Essai sur la défense de l'infini de Louis Aragon
Le livre fantôme est ici un peu plus qu'une image. S'il renvoie au geste précis de l'autodafé de Madrid, par lequel Aragon prétendit avoir détruit, en 1927, son manuscrit de La Défense de l'infini, il est aussi à prendre dans son acception conceptuelle. Toute lecture s'enrichit en effet de la reconnaissance d'énoncés fantômes, ces possibles textuels non réalisés par l'auteur, mais encore présents à titre virtuel. Emprunté à Michel Charles, qui l'avance pour mettre en lumière les profondeurs de la littérature classique, le concept manifeste sa fécondité en présence d'un corpus radicalement différent, sur lequel semblent régner désordre, fragmentation et lacunes. La disparition de la clôture apparente de l'oeuvre stimule l'activité mentale du lecteur ; s'impose en même temps la dimension herméneutique de la lecture comme complément de la réflexion sur les formes. Seul à disposer de la position d'altérité vis-à-vis du texte, le lecteur est peut-être en mesure d'accomplir cette tâche, toujours problématique. Le succès relatif de son entreprise, son échec partiel, interrogent le discours théorique sur la lecture.

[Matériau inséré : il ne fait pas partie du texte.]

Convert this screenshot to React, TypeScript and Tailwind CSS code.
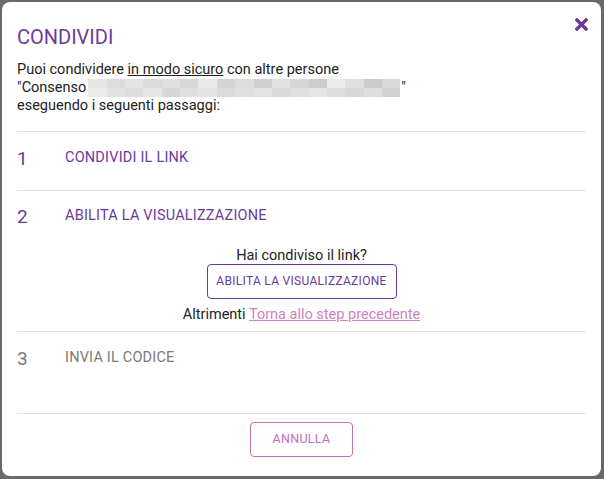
import React from 'react'

const blurRows = [
  ['#e6e6e6', '#dcdcdc', '#e4e4e4', '#dadada', '#e0e0e0', '#d8d8d8', '#e8e8e8', '#d4d4d4', '#dcdcdc', '#cfcfcf', '#e2e2e2', '#d6d6d6', '#cdcdcd', '#ebebeb', '#e0e0e0', '#cccccc', '#d9d9d9'],
  ['#eaeaea', '#e2e2e2', '#dddddd', '#e6e6e6', '#d6d6d6', '#dedede', '#e4e4e4', '#dadada', '#e0e0e0', '#e3e3e3', '#d9d9d9', '#dfdfdf', '#e5e5e5', '#dcdcdc', '#d7d7d7', '#dddddd', '#d3d3d3'],
]

function Blur() {
  return (
    <span className="inline-flex flex-col align-top w-[312px] h-[18px] ml-[2px] mr-[1px]">
      {blurRows.map((row, i) => (
        <span key={i} className="flex h-[9px]">
          {row.map((c, j) => (
            <span key={j} className="flex-1 h-full" style={{ backgroundColor: c }} />
          ))}
        </span>
      ))}
    </span>
  )
}

function StepHeader({ n, label, muted }: { n: string; label: string; muted?: boolean }) {
  return (
    <div className={`flex items-center h-[18px] ${muted ? 'text-[#7a7a7a]' : 'text-[#6a3b9c]'}`}>
      <span className="w-[48px] text-[19px] leading-none">{n}</span>
      <span className="text-[14.5px] tracking-[0.2px] uppercase">{label}</span>
    </div>
  )
}

export default function App() {
  return (
    <div className="w-[604px] h-[479px] bg-[#6a6a6a] pt-[2px] pl-[2px] overflow-hidden" style={{ fontFamily: 'Roboto, "Liberation Sans", sans-serif' }}>
      <div className="w-[599px] h-[474px] bg-white rounded-[8px] relative flex flex-col px-[15px]">
        <button className="absolute right-[13px] top-[16px] text-[#6a3b9c]">
          <svg width="13" height="13" viewBox="0 0 13 13">
            <path d="M2 2 L11 11 M11 2 L2 11" stroke="currentColor" strokeWidth="3.4" strokeLinecap="square" />
          </svg>
        </button>

        <h2 className="text-[#6a3b9c] text-[20px] leading-[24px] mt-[23px]">CONDIVIDI</h2>

        <p className="text-[#222] text-[14.5px] leading-[17.5px] mt-[12px]">
          Puoi condividere <span className="underline">in modo sicuro</span> con altre persone
          <br />
          "Consenso<Blur />"
          <br />
          eseguendo i seguenti passaggi:
        </p>

        <div className="border-t border-[#e4e4e4] mt-[17px] pt-[17px] pb-[23px]">
          <StepHeader n="1" label="Condividi il link" />
        </div>

        <div className="border-t border-[#e4e4e4] pt-[16px] pb-[8px]">
          <StepHeader n="2" label="Abilita la visualizzazione" />
          <div className="flex flex-col items-center mt-[22px] text-[14.5px] leading-[17px] text-[#222]">
            <span>Hai condiviso il link?</span>
            <button className="h-[35px] w-[190px] border border-[#6a3b9c] rounded-[4px] text-[#6a3b9c] text-[12px] tracking-[0.3px]">
              ABILITA LA VISUALIZZAZIONE
            </button>
            <span className="mt-[7px]">
              Altrimenti <a className="text-[#d27fc0] underline cursor-pointer">Torna allo step precedente</a>
            </span>
          </div>
        </div>

        <div className="border-t border-[#e4e4e4] pt-[17px] pb-[46px]">
          <StepHeader n="3" label="Invia il codice" muted />
        </div>

        <div className="border-t border-[#e4e4e4] flex justify-center pt-[8px]">
          <button className="h-[35px] w-[103px] border border-[#c96cb6] rounded-[4px] text-[#c96cb6] text-[12.5px] tracking-[0.3px]">
            ANNULLA
          </button>
        </div>
      </div>
    </div>
  )
}
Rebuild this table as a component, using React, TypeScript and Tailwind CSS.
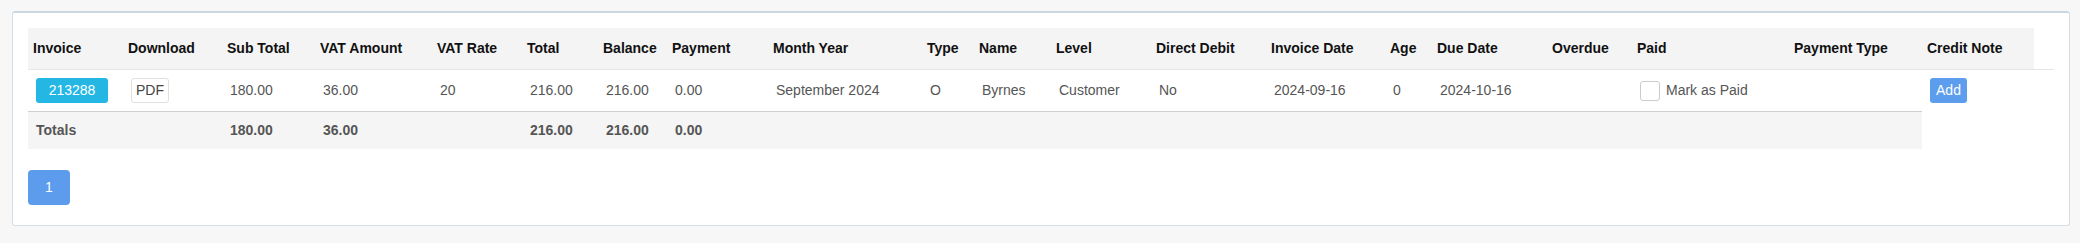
const COLS = [95, 99, 93, 117, 90, 76, 69, 101, 154, 52, 77, 100, 115, 119, 47, 115, 85, 157, 133, 112, 20];

const HEADERS = [
  "Invoice",
  "Download",
  "Sub Total",
  "VAT Amount",
  "VAT Rate",
  "Total",
  "Balance",
  "Payment",
  "Month Year",
  "Type",
  "Name",
  "Level",
  "Direct Debit",
  "Invoice Date",
  "Age",
  "Due Date",
  "Overdue",
  "Paid",
  "Payment Type",
  "Credit Note",
];

const td = "h-[42px] border-t border-[#e6e6e6] pl-[8px] align-middle text-[#555]";
const tot = "h-[38px] border-t border-[#cfcfcf] bg-[#f5f5f5] pl-[8px] align-middle font-bold text-[#555]";

export default function App() {
  return (
    <div className="h-[243px] bg-[#f7f7f7] pt-[11px] font-['Liberation_Sans',Arial,sans-serif] text-[14px]">
      <div className="ml-[12px] mr-[10px] rounded-[3px] border border-t-2 border-[#d3dee6] border-t-[#cbd8e2] bg-white px-[15px] pt-[15px] pb-[20px]">
        <table className="w-[2026px] table-fixed border-separate border-spacing-0 text-left">
          <colgroup>
            {COLS.map((w, i) => (
              <col key={i} style={{ width: w }} />
            ))}
          </colgroup>
          <thead>
            <tr>
              {HEADERS.map((h) => (
                <th key={h} className="h-[41px] bg-[#f4f4f4] pl-[5px] align-middle font-bold text-[#111]">
                  {h}
                </th>
              ))}
            </tr>
          </thead>
          <tbody>
            <tr>
              <td className={td}>
                <span className="flex h-[25px] w-[72px] items-center justify-center rounded-[3px] bg-[#25b7e4] text-white">
                  213288
                </span>
              </td>
              <td className={td}>
                <button className="flex h-[25px] w-[38px] items-center justify-center rounded-[3px] border border-[#e0e0e0] bg-white text-[#444]">
                  PDF
                </button>
              </td>
              <td className={td}>180.00</td>
              <td className={td}>36.00</td>
              <td className={td}>20</td>
              <td className={td}>216.00</td>
              <td className={td}>216.00</td>
              <td className={td}>0.00</td>
              <td className={td}>September 2024</td>
              <td className={td}>O</td>
              <td className={td}>Byrnes</td>
              <td className={td}>Customer</td>
              <td className={td}>No</td>
              <td className={td}>2024-09-16</td>
              <td className={td}>0</td>
              <td className={td}>2024-10-16</td>
              <td className={td}></td>
              <td className={td}>
                <label className="flex items-center gap-[6px]">
                  <span className="h-[20px] w-[20px] rounded-[3px] border border-[#cccccc] bg-white" />
                  Mark as Paid
                </label>
              </td>
              <td className={td}></td>
              <td className={td}>
                <button className="flex h-[25px] w-[37px] items-center justify-center rounded-[3px] bg-[#5c9ded] text-white">
                  Add
                </button>
              </td>
              <td className={td}></td>
            </tr>
            <tr>
              <td className={tot}>Totals</td>
              <td className={tot}></td>
              <td className={tot}>180.00</td>
              <td className={tot}>36.00</td>
              <td className={tot}></td>
              <td className={tot}>216.00</td>
              <td className={tot}>216.00</td>
              <td className={tot}>0.00</td>
              <td className={tot}></td>
              <td className={tot}></td>
              <td className={tot}></td>
              <td className={tot}></td>
              <td className={tot}></td>
              <td className={tot}></td>
              <td className={tot}></td>
              <td className={tot}></td>
              <td className={tot}></td>
              <td className={tot}></td>
              <td className={tot}></td>
            </tr>
          </tbody>
        </table>

        <div className="mt-[21px] flex">
          <button className="flex h-[35px] w-[42px] items-center justify-center rounded-[4px] bg-[#5d9cec] text-white">
            1
          </button>
        </div>
      </div>
    </div>
  );
}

Il s'agit aussi de faire apercevoir l'unité souterraine qui relie ce moment de tension extrême et de décomposition aux productions ultérieures. Le rêve romantique de l'oeuvre absolue n'a pas disparu, mais l'aventure se joue aux temps nouveaux du Surréalisme, dont l'onde de choc traversera le siècle. La modernité de l'écriture, bouleversant toutes les références génériques et les codes usuels, apparaît alors comme le creuset des oeuvres futures. Ernergeant d'un immense intertexte, les noms de Sade et de Lautréamont font, au sein de cet ensemble, figure de références majeures.